- **Supplied material**:
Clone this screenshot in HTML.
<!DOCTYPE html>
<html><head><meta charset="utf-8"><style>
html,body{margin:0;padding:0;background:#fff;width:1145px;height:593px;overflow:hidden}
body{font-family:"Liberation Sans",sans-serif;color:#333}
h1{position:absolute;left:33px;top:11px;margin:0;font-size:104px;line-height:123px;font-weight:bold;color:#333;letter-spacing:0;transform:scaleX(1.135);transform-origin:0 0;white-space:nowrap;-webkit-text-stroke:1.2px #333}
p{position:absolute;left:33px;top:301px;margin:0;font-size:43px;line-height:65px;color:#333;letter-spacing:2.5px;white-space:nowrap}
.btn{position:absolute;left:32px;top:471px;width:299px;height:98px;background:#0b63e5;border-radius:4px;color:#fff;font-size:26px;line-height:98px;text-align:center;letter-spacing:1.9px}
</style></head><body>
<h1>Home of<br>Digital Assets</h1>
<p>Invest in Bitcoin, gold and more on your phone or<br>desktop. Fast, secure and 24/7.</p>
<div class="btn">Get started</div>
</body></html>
* * *
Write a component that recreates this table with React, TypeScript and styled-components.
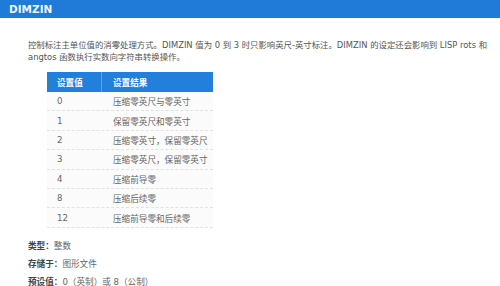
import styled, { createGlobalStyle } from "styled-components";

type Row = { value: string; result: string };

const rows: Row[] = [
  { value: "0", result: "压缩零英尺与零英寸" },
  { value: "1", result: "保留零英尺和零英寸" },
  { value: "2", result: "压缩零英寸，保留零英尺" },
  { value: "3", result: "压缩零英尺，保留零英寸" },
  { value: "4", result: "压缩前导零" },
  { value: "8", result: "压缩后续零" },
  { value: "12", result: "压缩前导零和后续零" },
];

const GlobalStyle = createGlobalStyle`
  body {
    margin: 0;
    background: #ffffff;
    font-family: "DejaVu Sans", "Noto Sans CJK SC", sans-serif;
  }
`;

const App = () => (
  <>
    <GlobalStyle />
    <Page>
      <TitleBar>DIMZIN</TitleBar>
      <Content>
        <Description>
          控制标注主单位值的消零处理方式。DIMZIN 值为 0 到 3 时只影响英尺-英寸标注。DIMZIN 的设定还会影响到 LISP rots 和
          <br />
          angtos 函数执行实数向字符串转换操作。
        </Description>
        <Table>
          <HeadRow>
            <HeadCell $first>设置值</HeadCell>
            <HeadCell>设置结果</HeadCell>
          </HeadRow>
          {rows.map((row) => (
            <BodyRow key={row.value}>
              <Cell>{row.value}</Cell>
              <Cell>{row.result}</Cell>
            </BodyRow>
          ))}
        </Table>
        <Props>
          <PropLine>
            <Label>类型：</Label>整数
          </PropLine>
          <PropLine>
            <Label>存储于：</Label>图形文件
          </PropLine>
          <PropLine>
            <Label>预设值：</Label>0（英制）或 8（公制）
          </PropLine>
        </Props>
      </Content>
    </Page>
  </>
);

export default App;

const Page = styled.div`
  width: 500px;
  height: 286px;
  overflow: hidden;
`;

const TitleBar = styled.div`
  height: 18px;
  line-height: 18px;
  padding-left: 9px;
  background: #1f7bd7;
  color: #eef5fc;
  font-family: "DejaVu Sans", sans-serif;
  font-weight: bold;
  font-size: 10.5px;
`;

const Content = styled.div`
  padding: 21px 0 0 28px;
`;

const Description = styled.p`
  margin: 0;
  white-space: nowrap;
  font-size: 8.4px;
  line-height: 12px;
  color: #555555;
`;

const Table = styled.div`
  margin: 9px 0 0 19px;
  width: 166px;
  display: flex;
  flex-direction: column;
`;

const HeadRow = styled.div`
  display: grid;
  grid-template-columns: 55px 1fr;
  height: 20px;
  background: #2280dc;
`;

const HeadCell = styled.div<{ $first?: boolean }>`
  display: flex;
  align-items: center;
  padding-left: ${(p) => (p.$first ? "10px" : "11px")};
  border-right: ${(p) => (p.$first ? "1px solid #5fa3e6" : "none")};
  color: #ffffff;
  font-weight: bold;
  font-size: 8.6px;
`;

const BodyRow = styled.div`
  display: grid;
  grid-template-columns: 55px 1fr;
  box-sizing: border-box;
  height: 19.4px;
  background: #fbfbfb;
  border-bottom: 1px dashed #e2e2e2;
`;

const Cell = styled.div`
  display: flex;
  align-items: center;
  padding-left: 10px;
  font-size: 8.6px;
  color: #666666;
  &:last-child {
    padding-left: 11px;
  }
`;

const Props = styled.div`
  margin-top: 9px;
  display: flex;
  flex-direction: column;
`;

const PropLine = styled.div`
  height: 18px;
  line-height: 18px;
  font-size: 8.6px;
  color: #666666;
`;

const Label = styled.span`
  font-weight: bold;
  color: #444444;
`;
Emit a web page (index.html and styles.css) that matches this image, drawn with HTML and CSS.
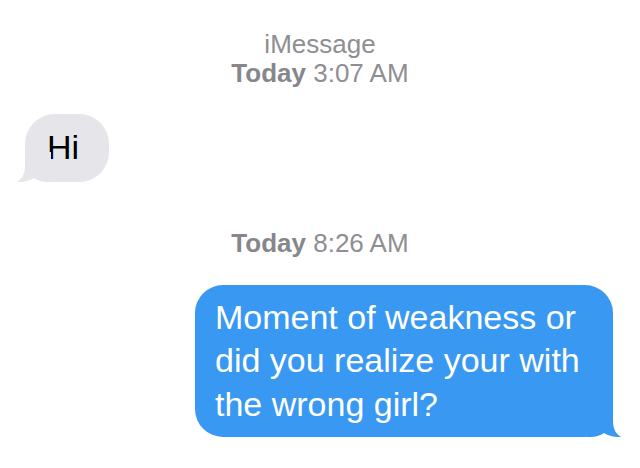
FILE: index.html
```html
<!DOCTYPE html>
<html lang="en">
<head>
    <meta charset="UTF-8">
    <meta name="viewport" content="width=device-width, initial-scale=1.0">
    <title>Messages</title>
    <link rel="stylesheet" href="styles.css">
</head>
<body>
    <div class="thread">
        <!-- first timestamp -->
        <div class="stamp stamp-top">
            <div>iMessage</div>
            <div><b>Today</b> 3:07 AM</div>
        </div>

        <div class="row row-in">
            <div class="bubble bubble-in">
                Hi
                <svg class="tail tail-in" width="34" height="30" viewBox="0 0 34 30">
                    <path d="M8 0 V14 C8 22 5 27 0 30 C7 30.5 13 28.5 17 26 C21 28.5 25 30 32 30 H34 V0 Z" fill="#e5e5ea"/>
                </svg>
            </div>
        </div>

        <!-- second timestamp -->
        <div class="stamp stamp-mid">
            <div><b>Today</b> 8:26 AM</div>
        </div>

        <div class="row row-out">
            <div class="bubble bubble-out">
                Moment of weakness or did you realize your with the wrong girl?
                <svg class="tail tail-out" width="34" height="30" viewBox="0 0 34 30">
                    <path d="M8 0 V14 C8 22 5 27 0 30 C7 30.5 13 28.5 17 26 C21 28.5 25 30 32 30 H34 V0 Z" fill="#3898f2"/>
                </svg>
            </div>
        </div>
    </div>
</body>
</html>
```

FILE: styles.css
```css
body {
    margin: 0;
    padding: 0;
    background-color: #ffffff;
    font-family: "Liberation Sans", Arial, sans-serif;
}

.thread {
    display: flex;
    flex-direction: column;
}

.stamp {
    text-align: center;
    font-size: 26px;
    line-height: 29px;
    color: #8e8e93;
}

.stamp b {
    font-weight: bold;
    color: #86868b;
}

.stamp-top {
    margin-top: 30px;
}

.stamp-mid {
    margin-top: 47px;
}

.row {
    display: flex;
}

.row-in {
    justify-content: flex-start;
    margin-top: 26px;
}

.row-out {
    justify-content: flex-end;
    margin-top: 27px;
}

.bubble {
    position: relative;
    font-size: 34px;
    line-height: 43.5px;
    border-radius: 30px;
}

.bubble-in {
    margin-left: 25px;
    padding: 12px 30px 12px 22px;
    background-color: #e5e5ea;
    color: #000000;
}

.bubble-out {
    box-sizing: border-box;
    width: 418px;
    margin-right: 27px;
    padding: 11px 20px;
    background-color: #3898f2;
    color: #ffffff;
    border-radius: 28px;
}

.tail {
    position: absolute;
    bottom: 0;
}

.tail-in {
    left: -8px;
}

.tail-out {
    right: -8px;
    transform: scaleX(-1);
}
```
--
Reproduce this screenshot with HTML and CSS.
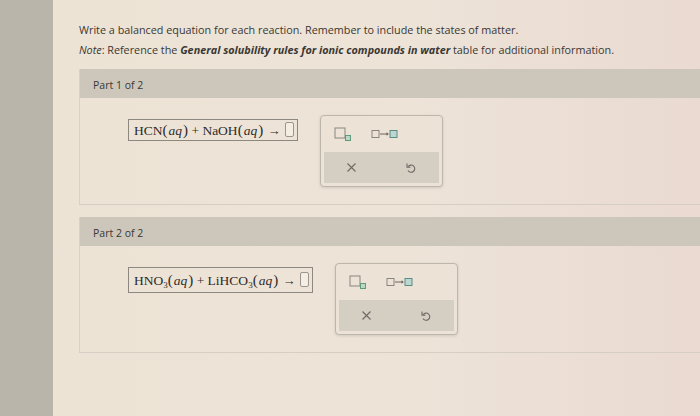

- **Brief**: With the first line being the one containing "Clone this screenshot in HTML." and the last line the one containing "</body></html>", transcribe exactly the lines above that fall in that range.

- **Correct response**:
Clone this screenshot in HTML.
<!DOCTYPE html>
<html><head><meta charset="utf-8"><style>
html,body{margin:0;padding:0;background:#fff;width:1145px;height:593px;overflow:hidden}
body{font-family:"Liberation Sans",sans-serif;color:#333}
h1{position:absolute;left:33px;top:11px;margin:0;font-size:104px;line-height:123px;font-weight:bold;color:#333;letter-spacing:0;transform:scaleX(1.135);transform-origin:0 0;white-space:nowrap;-webkit-text-stroke:1.2px #333}
p{position:absolute;left:33px;top:301px;margin:0;font-size:43px;line-height:65px;color:#333;letter-spacing:2.5px;white-space:nowrap}
.btn{position:absolute;left:32px;top:471px;width:299px;height:98px;background:#0b63e5;border-radius:4px;color:#fff;font-size:26px;line-height:98px;text-align:center;letter-spacing:1.9px}
</style></head><body>
<h1>Home of<br>Digital Assets</h1>
<p>Invest in Bitcoin, gold and more on your phone or<br>desktop. Fast, secure and 24/7.</p>
<div class="btn">Get started</div>
</body></html>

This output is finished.